[AVAILABLE DATA]
----------------

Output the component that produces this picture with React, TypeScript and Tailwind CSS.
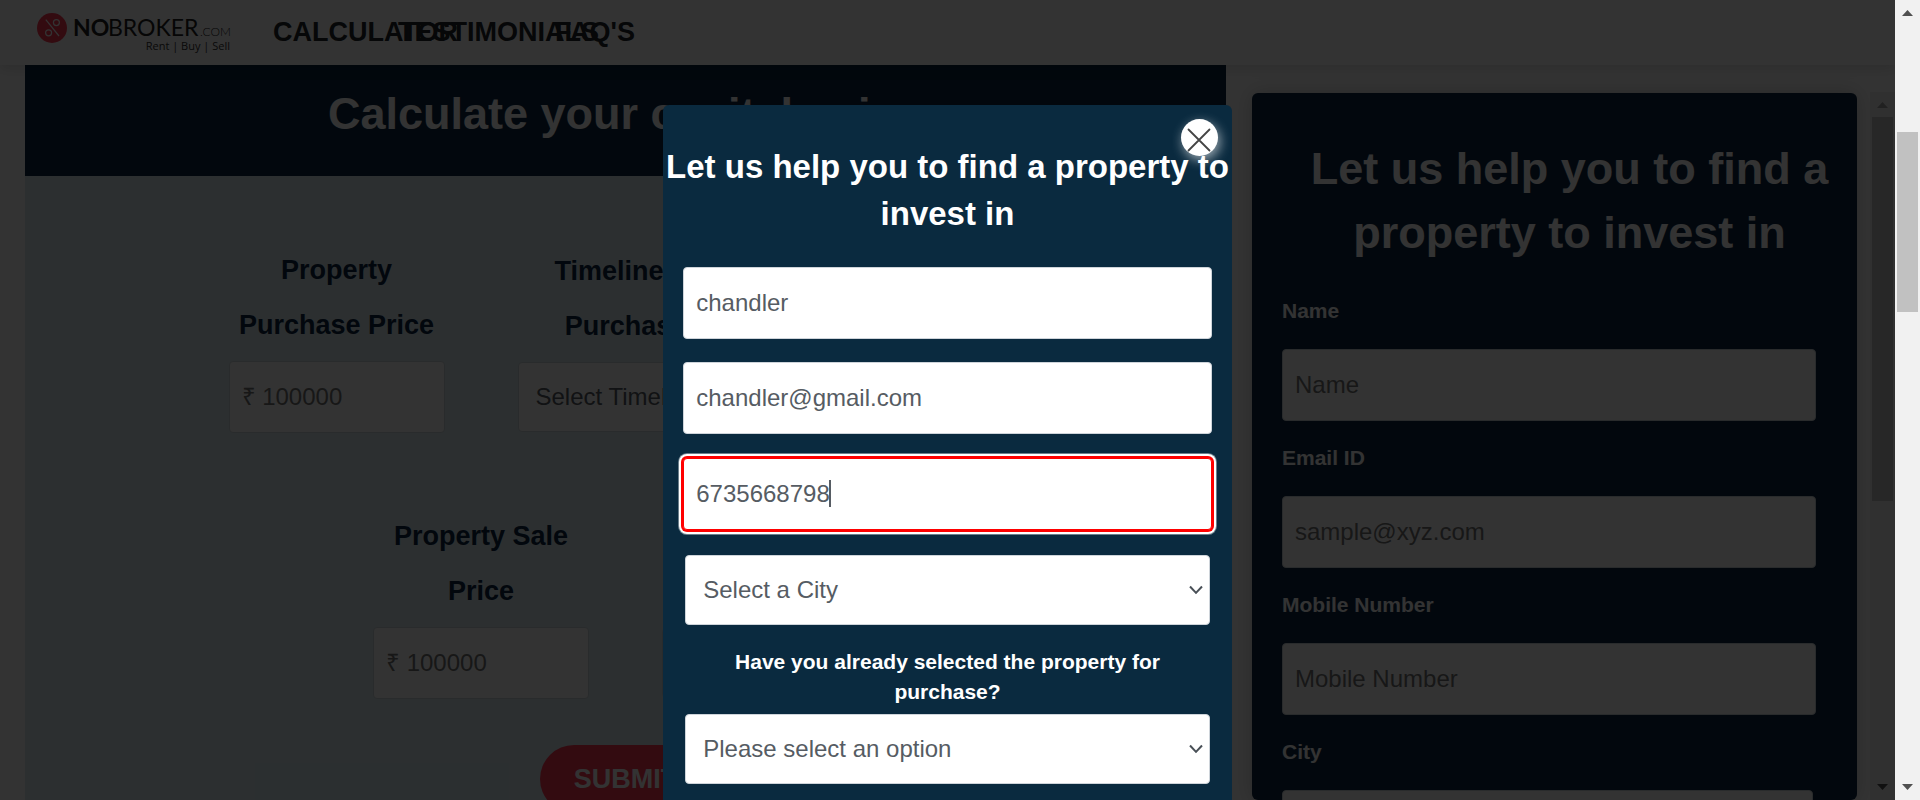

----------------

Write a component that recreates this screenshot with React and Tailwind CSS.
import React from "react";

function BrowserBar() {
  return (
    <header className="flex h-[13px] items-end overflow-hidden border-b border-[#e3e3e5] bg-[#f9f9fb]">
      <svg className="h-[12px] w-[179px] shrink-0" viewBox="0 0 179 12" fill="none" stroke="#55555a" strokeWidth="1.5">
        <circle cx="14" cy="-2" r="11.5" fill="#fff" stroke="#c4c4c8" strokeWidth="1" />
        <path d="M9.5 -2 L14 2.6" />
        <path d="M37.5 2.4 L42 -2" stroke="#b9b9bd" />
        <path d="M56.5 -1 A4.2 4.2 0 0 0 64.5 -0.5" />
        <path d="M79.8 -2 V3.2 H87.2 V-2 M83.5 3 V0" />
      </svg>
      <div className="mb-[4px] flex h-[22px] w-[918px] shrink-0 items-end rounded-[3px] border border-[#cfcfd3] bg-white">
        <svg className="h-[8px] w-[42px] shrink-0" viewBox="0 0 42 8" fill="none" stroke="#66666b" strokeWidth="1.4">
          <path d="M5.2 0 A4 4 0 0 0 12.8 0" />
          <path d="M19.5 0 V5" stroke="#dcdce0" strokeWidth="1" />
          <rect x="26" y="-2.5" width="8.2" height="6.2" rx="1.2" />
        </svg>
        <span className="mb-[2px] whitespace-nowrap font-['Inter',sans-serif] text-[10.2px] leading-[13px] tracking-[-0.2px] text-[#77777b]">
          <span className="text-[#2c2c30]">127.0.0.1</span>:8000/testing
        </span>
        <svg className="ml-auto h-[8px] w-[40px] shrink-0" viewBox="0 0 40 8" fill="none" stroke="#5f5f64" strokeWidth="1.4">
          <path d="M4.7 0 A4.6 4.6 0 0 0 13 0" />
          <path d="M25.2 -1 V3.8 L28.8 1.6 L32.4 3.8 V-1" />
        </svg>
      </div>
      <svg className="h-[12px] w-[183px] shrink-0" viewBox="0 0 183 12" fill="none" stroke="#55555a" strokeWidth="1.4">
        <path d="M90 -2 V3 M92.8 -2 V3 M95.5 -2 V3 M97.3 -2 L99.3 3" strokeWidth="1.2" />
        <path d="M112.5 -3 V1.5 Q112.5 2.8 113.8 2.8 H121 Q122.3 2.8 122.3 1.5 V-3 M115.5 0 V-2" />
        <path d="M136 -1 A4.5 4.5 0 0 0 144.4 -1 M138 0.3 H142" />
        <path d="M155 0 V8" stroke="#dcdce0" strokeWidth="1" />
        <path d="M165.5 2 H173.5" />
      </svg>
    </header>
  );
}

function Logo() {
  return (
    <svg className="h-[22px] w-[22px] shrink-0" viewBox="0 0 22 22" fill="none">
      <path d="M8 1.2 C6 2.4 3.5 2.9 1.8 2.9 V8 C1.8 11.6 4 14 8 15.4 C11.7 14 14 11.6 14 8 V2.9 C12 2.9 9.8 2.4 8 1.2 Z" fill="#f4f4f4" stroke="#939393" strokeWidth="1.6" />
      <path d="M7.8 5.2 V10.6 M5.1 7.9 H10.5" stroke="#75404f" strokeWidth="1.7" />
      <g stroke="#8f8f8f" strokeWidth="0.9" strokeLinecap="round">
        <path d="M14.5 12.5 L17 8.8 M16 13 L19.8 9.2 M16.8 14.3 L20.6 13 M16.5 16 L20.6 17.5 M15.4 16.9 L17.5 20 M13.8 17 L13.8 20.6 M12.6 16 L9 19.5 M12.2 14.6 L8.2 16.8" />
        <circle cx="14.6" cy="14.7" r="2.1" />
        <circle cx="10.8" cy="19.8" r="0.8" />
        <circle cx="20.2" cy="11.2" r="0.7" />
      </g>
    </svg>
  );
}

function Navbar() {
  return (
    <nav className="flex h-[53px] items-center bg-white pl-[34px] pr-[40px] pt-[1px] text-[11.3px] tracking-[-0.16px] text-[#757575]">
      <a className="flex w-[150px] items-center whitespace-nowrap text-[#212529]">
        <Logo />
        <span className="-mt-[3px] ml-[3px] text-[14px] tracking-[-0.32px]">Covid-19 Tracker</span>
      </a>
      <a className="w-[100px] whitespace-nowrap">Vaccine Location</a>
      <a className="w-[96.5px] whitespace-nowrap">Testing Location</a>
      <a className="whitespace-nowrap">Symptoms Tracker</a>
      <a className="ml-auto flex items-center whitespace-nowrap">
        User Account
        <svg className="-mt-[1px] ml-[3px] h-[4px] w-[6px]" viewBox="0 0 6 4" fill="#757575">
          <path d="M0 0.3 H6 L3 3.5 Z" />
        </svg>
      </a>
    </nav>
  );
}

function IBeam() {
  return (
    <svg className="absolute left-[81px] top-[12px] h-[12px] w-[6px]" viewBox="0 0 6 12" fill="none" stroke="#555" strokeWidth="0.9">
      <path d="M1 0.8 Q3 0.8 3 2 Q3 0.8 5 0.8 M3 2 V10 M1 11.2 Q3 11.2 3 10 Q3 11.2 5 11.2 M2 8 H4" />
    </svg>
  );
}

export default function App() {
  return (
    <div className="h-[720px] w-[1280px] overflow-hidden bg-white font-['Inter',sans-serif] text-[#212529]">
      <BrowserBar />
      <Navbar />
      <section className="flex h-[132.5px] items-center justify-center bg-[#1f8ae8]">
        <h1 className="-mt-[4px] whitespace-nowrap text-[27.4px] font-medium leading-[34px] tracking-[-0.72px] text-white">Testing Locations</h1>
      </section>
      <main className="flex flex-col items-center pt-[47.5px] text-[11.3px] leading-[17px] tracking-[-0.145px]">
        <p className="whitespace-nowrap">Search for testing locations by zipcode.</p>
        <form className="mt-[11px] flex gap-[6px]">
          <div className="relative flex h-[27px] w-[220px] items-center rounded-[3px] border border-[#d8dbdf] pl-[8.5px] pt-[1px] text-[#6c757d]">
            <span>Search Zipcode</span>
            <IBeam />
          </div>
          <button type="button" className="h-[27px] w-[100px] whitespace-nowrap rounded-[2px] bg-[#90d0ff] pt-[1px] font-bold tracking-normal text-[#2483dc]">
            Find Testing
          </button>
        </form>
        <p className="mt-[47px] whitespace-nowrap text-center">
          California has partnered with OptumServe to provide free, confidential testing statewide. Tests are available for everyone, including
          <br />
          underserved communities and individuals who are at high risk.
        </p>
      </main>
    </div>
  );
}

----------------

[THE EXERCISE] Starting at the line that contains "Write a component", set down every line up to and including the line that contains "import React from", exactly as given, and no other line.

[WRITTEN RESPONSE]
Write a component that recreates this screenshot with React and Tailwind CSS.
import React from "react";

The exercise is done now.